Philadelphia entrepreneur Brian Tierney, one of a group of wealthy investors who bought the Philadelphia Inquirer and Daily News three years ago, agrees.
"We had a series recently on the EPA and the Bush administration; it took several months to do it, it cost a quarter of a million dollars to do that. I can't do that with two bloggers," Tierney said. "I can't do that the way all-news radio in this market does it, where they basically buy our paper and then paraphrase our stories every day. We are the originators of the investigative work that needs to be done."
And who can forget Woodward and Bernstein, the Washington Post reporters whose research uncovered the Watergate scandal and brought down a president? Can a blogger handle (let alone afford) such in-depth investigation?
The technology of newsgathering has also changed, allowing for instant newsbytes on devices that are small enough to fit in your pocket. Over one third (37 percent) of smart phone users get their news through these devices. When US Airways flight 1549 was forced to land in the Hudson River on January 15, Janis Krums, from Sarasota, Florida, used his iPhone to post the first picture of the crash site on Twitter long before the traditional media arrived on-scene.
The demographic is also changing. Baby Boomers and pre-1946 readers make up the largest group of print-version-only readers, but even their numbers are decreasing. The generational age groups can be broken down even further into trend-readers, like the growing minority of well-educated, middle-aged, affluent readers that get their news from both traditional sources and online. They’ve even got a name for them: Integrators. Pew describes them as “a more engaged, sophisticated and demographically sought-after audience segment. . . Integrators share some characteristics with a smaller, younger, more internet savvy audience segment - Net-Newsers - who principally turn to the web for news, and largely eschew traditional sources. Integrators spend more time with the news on a typical day…[and] enjoy keeping up with the news a lot than in any other news segment.”
Next are the News Grazers, a 51 percent majority, who get their news from a variety of sources in spits and spats during the course of the day. You get the picture. Regardless of which group you look at, the number of print readers is in rapid decline.
So what happens when the watchdog is banished from his high-ground post at the henhouse door of government? What happens when the in-depth coverage by trained journalists becomes a sort of Wikipedia-like citizen/crowd-sourcing infotainment? Will the market bear the vaccuum? And for how long?
The Pew survey “asked readers if they would feel the loss of either print or online versions of their local newspaper. Forty-two percent said they would not miss their city paper much or at all.
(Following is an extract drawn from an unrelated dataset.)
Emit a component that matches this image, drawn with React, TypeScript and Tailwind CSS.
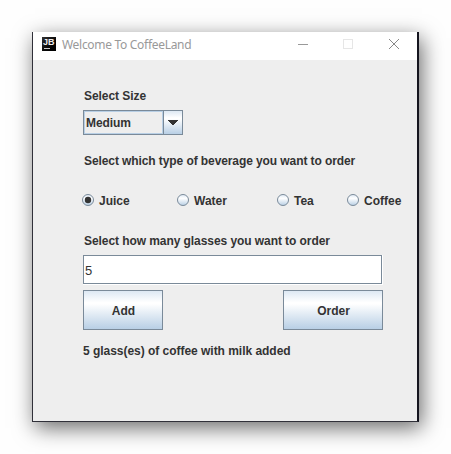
import React, { useState } from "react";

const BEVERAGES = [
  { name: "Juice", width: "w-[95px]" },
  { name: "Water", width: "w-[100px]" },
  { name: "Tea", width: "w-[70px]" },
  { name: "Coffee", width: "w-[62px]" },
];

const GLOSS =
  "bg-[linear-gradient(180deg,#dde8f3_0%,#ffffff_30%,#ffffff_34%,#b8cfe5_100%)]";

function AppIcon() {
  return (
    <div className="relative h-[14px] w-[14px] overflow-hidden bg-gradient-to-br from-[#333] to-black">
      <span className="absolute left-[1px] top-0 font-['Liberation_Sans',sans-serif] text-[9px] font-bold leading-[10px] text-[#eee]">
        JB
      </span>
      <span className="absolute left-[2px] top-[11px] h-px w-[6px] bg-[#ccc]" />
    </div>
  );
}

function TitleBar() {
  return (
    <header className="flex h-7 items-start bg-white pl-[9px] pt-[5px]">
      <AppIcon />
      <h1 className="ml-[6px] mt-[-1px] w-[160px] whitespace-nowrap font-['Noto_Sans',sans-serif] text-[12px] leading-[18px] tracking-[-0.3px] text-[#999]">
        Welcome To CoffeeLand
      </h1>
      <svg className="ml-[76px] mt-[2px]" width="102" height="10" viewBox="0 0 102 10" fill="none" shapeRendering="crispEdges">
        <path d="M0 5.5H10" stroke="#999" />
        <rect x="45.5" y=".5" width="9" height="9" stroke="#e6e6e6" />
        <path d="M91 0L101 10M101 0L91 10" stroke="#888" shapeRendering="auto" />
      </svg>
    </header>
  );
}

function Radio({ name, checked, onSelect }: { name: string; checked: boolean; onSelect: () => void }) {
  return (
    <button role="radio" aria-checked={checked} onClick={onSelect} className="flex items-start gap-[5px]">
      <svg width="12" height="12" viewBox="0 0 12 12">
        <defs>
          <linearGradient id={"gloss" + name} x1="0" y1="0" x2="0" y2="1">
            <stop offset="0" stopColor="#dde8f3" />
            <stop offset=".35" stopColor="#fff" />
            <stop offset="1" stopColor="#b8cfe5" />
          </linearGradient>
        </defs>
        <circle cx="6" cy="6" r="5.5" fill={`url(#gloss${name})`} stroke="#7a8a99" />
        {checked && <circle cx="6" cy="6" r="3.2" fill="#333" />}
      </svg>
      <span className="leading-[14px]">{name}</span>
    </button>
  );
}

export default function App() {
  const [beverage, setBeverage] = useState("Juice");
  return (
    <main className="h-[454px] w-[451px] overflow-hidden bg-[#fefefe] pl-8 pt-8">
      <div className="h-[390px] w-[387px] border-b border-l border-r-2 border-b-[#303039] border-l-[#303039] border-r-[#15151f] bg-[#eee] shadow-[3px_6px_20px_rgba(0,0,0,0.58)]">
        <TitleBar />
        <section className="flex flex-col pl-[50px] pt-[29px] font-['Liberation_Sans',Arial,sans-serif] text-[12px] font-bold text-[#333]">
          <label className="ml-px h-[21px] leading-[14px] tracking-[-0.06px]">Select Size</label>
          <div className="flex h-[25px] w-[100px] border border-[#7a8a99]">
            <div className="w-[79px] border border-[#b8cfe5] pl-[1px] pt-[4px] leading-[14px] tracking-[-0.08px]">Medium</div>
            <div className={`flex flex-1 items-center justify-center border-l border-[#7a8a99] ${GLOSS}`}>
              <svg width="10" height="5" viewBox="0 0 10 5" shapeRendering="crispEdges">
                <path d="M0 0H10V1H9V2H8V3H7V4H6V5H4V4H3V3H2V2H1V1H0Z" fill="#333" />
              </svg>
            </div>
          </div>
          <p className="ml-px mt-[19px] h-[14px] whitespace-nowrap leading-[14px] tracking-[-0.09px]">
            Select which type of beverage you want to order
          </p>
          <div className="-ml-px mt-[26px] flex h-[14px]" role="radiogroup">
            {BEVERAGES.map((b) => (
              <div key={b.name} className={`${b.width} shrink-0`}>
                <Radio name={b.name} checked={beverage === b.name} onSelect={() => setBeverage(b.name)} />
              </div>
            ))}
          </div>
          <p className="ml-px mt-[26px] h-[21px] whitespace-nowrap leading-[14px] tracking-[-0.07px]">
            Select how many glasses you want to order
          </p>
          <div className="h-[30px] w-[300px] border-b border-r border-white">
            <input
              defaultValue="5"
              className="block h-[29px] w-[299px] border border-[#7a8a99] bg-white pl-[1px] pt-px text-[13px] font-normal outline-none"
            />
          </div>
          <div className="mt-[5px] flex h-10 w-[300px] justify-between">
            <button className={`w-20 border border-[#7a8a99] pl-px pt-[2px] ${GLOSS}`}>Add</button>
            <button className={`w-[100px] border border-[#7a8a99] pl-px pt-[2px] ${GLOSS}`}>Order</button>
          </div>
          <p className="mt-[14px] whitespace-nowrap leading-[14px] tracking-[-0.03px]">
            5 glass(es) of coffee with milk added
          </p>
        </section>
      </div>
    </main>
  );
}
The survey showed a large portion of these readers were Americans 39 and younger (48 percent) -- a demographic newspapers are struggling to attract. Twenty-six percent didn't think the loss would hurt civic life in their communities, and nearly 30 percent said there would be other ways to get news if their local paper shut down.”
What’s the solution? Should all print newspapers go the way of the Seattle P-I and become scaled-down online-only versions with a subscription charge? Opting to charge for a newspaper’s Web site can be both a good and a bad thing, and might in fact send the print product on a faster death spiral. Web advertisers base their choices on the amount of traffic to a site and if the traffic significantly decreases due to subscription charges, they will advertise elsewhere. And remember—it’s a 50/50 ad-driven business now.
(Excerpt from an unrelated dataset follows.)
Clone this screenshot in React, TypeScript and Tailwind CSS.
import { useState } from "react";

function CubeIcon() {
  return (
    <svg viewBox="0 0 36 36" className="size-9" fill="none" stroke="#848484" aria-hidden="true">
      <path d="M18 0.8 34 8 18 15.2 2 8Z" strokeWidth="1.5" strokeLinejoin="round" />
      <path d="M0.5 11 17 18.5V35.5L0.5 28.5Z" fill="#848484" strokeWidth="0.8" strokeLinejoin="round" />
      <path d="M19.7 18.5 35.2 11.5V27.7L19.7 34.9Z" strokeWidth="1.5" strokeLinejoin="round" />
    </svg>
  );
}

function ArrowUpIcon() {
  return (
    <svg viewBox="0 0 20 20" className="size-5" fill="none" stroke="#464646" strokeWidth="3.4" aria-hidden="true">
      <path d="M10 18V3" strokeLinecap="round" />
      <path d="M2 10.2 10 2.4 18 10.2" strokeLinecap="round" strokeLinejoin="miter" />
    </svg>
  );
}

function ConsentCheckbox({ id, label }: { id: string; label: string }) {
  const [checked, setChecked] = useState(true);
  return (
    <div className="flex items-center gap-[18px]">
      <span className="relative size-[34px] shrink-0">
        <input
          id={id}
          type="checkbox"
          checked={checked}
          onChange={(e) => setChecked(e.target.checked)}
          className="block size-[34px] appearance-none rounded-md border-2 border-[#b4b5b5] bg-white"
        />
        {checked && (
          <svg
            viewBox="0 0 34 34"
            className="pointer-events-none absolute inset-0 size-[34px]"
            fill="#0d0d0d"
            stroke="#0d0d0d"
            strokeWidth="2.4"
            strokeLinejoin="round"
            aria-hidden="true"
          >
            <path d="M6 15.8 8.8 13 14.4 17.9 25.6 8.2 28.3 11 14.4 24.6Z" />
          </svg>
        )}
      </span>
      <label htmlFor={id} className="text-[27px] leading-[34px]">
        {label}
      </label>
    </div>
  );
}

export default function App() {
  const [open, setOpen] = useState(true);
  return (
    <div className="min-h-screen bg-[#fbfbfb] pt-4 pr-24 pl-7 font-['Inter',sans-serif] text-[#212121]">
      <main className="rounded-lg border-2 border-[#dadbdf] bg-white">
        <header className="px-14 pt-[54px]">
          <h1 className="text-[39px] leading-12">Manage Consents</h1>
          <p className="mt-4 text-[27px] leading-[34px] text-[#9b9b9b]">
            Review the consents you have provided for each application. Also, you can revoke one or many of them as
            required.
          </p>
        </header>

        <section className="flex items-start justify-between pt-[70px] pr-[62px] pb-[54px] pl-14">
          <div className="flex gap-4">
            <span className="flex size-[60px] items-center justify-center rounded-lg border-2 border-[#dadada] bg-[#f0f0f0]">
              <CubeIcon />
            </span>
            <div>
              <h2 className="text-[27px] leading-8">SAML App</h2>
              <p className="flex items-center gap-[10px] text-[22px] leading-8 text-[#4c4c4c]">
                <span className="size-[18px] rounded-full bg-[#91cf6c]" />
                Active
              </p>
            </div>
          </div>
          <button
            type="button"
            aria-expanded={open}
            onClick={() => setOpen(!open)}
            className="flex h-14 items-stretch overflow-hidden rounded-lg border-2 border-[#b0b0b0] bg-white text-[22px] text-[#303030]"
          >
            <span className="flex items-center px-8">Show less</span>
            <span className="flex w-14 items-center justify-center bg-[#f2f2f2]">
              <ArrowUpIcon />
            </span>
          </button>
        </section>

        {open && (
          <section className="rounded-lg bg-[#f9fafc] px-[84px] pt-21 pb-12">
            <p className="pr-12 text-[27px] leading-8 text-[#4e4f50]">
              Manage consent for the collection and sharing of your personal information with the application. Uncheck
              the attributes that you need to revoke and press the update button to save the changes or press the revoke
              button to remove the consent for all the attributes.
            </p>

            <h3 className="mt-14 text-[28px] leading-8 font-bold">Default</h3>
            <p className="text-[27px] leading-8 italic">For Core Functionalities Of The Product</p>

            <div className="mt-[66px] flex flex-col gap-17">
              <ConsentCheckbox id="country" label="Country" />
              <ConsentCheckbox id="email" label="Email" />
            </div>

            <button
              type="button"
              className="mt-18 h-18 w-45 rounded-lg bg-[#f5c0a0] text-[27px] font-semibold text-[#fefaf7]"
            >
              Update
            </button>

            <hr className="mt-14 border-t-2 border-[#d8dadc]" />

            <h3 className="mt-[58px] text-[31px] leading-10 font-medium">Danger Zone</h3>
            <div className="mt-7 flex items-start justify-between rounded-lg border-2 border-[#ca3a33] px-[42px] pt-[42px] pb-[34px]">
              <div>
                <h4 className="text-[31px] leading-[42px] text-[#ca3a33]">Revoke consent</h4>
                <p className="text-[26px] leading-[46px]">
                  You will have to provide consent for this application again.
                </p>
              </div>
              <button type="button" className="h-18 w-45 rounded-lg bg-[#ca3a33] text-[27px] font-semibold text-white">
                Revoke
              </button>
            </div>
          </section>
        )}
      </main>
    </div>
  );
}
It may be too late to save the daily newspaper. The very nature of a newspaper, which contains yesterday’s news, is becoming obsolete in our brave new tech-savvy world.
"This democracy might survive with a different-looking press," said Geneva Overholser, former Des Moines Register editor, now dean of the USC School of Journalism. "But I don't think we've figured out a complete menu that would replace newspapers. Newsrooms in newspapers have been the predominant source of original reporting about what's going on in city hall, in classrooms, about Washington, about the international scene. There'll be a time when we do really need to stand up and say, 'Wait a minute!' … and it's getting pretty close."
The demise of the government watchdog press may indeed be closer than we think. House Speaker Nancy Pelosi (D-Calif.) called a hearing yesterday to discuss the need for an antitrust exemption to help save the papers in her home town of San Francisco. The Washington Post reports the proceedings: "The House Judiciary Committee called a hearing yesterday to study the
decline of the newspaper business, but it quickly deteriorated into a press-bashing session. Ideologues of the left and right made no effort to conceal their yearning for a day without journalists, when public officials would no longer be scrutinized. . .Law professor C. Edwin Baker told the committee that 'the biggest correlator with less government corruption is newspaper readership: When people are reading newspapers, corruption goes down.'. . The dominant sentiment of lawmakers was indifference; most of the 14 subcommittee members didn't show up."
Some say good riddance; let the horse and buggy make way for the automobile. Others say it is the newspapers themselves who have brought about their own decline. Accusations of pontificating, editorializing, slanting and philosophizing the news are coming from all quarters, like “madprof44,” who posted the following in response to CBS Sunday Morning’s March 29 episode called “Stop the presses!”
“The coverage of important events, from the war in Iraq to last year's election, has been so obviously slanted that much of your readership no longer trusts you. The media changed before the marketplace did. I for one am sad to see you go, but what I'll mourn is what you used to be. Unfortunately, at the very moment you need the loyalty and trust of your readership you've made yourselves dispensable.”
One forecast predicts that only a few large-scale papers, like the New York Times and the Washington Post, will continue to produce a print edition, becoming more regional to compensate for the loss of smaller surrounding papers. Many cities that now host two dailies will soon find themselves without even one. It’s a grim forecast for an institution that has been the main source of newsgathering, watchdog investigation, community involvement and entertainment for the last millennium. Rest in peace, oh fair rag of ink and excess. We who are about to buy smart phones salute you.